As an interesting twist, this new world may be a strike against the idea that a giant hypothetical planet, popularly known as Planet Nine, is lurking in the outer reaches of the solar system. Its orbit doesn’t seem to line up with that theory. Time will probably tell, because Planet Nine—if it does exist—is running out of places to hide.

Medicaid cuts could cause thousands of excess deaths by 2034

Basu, Sanjay et al. “Projected Health System and Economic Impacts of 2025 Medicaid Policy Proposals.” JAMA Health Forum.

There has been a lot of speculation about the extreme Medicaid cuts in the recently passed Big Beautiful Bill, but a new report summarizes the predicted effects with devastating brevity. 

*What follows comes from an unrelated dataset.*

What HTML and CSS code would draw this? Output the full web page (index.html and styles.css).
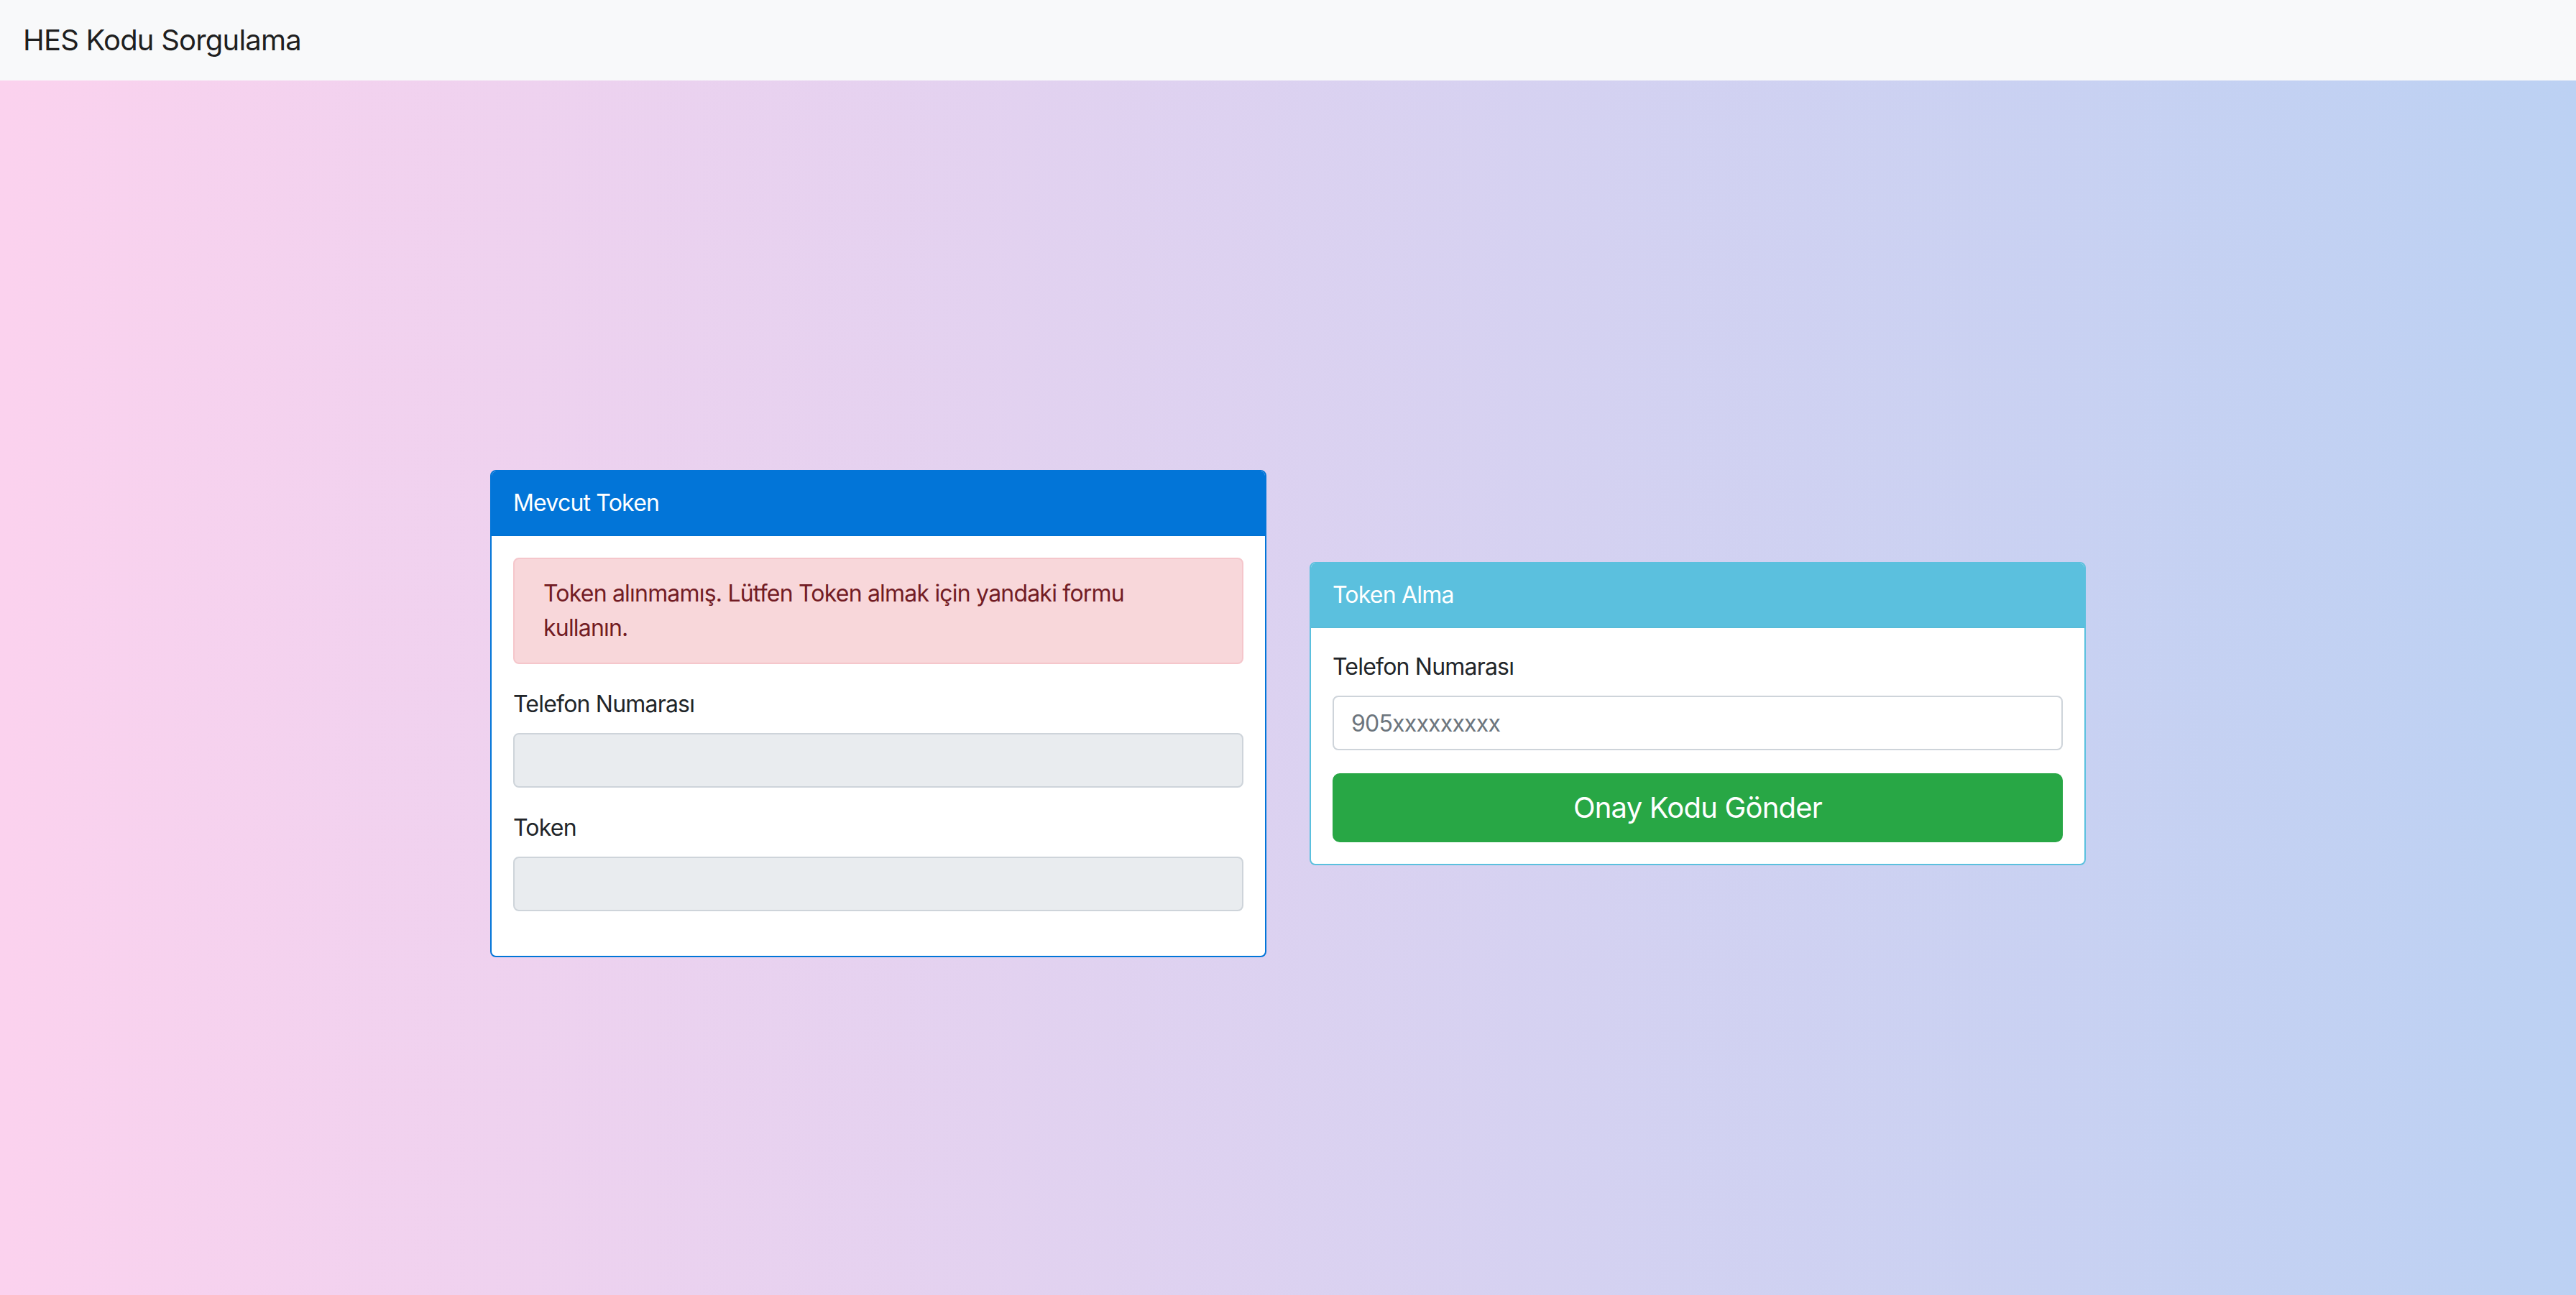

“CBO projections suggest 7.6 million individuals in the US would become uninsured by 2034 due to Medicaid policy changes” resulting in an annual increase of “approximately 1,484 excess deaths, 94,802 preventable hospitalizations” and “1.6 million people delaying care due to cost,” said researchers led by Sanjay Basu of the University of California, San Francisco.

This is a conservative estimate: In the higher-impact scenario where more than 14 million people lose Medicaid by 2034, annual impacts “are estimated be substantially greater: 2,284 excess deaths, 145,946 preventable hospitalizations [and] 2.5 million people delaying care,” according to the study.

This analysis doesn’t include the cutting of subsidies to the Affordable Care Act Marketplace plans or possible changes to Medicare, which will compound these negative effects. At the risk of sounding glib…seems bad!

Eternal sunsets for the Yangshao dead

Chen, Yuqing. “Cosmology in the Orientation of Neolithic Burials in Central China: The Xipo and Qingliangsi Cemeteries.” Journal of World Prehistory.

You can tell a lot about a culture from the way it treats its living (see above) but also from the way it treats its dead. 

With that in mind, Yuqing Chen of Durham University set out to better understand the Yangshao culture (仰韶) of central China, which spanned 4700–2800 BCE, by cataloging the orientations of graves of people buried at the Xipo and Qingliangsi burial grounds.

This work is overflowing with cool insights, from the careful placement of goods inside graves, like cooking pots and ovens, to reconstructions of the Neolithic sky, to an explanation of the Gaitian model of the universe in which “the sky was perceived as a lid parallel to the Earth, and the celestial bodies, such as the Sun, were thought to move within the lid,” according to the study. 

A diagram of the Gaitian model. Image: Wu, 2020

Ultimately, Chen concluded that the predominately westward orientations of the Neolithic graves did not necessarily reflect “the importance of particular astronomical phenomena known to have been important in later times (e.g. the Milky Way or the star Antares), but rather the direction in which sunsets are most commonly seen throughout the year.”

“It is suggested that in the cosmology of the Late Neolithic period, the Sun was perceived to play a key role throughout the year in the worlds of the living and the dead, by maintaining the harmony of sky, Earth and human,” she said.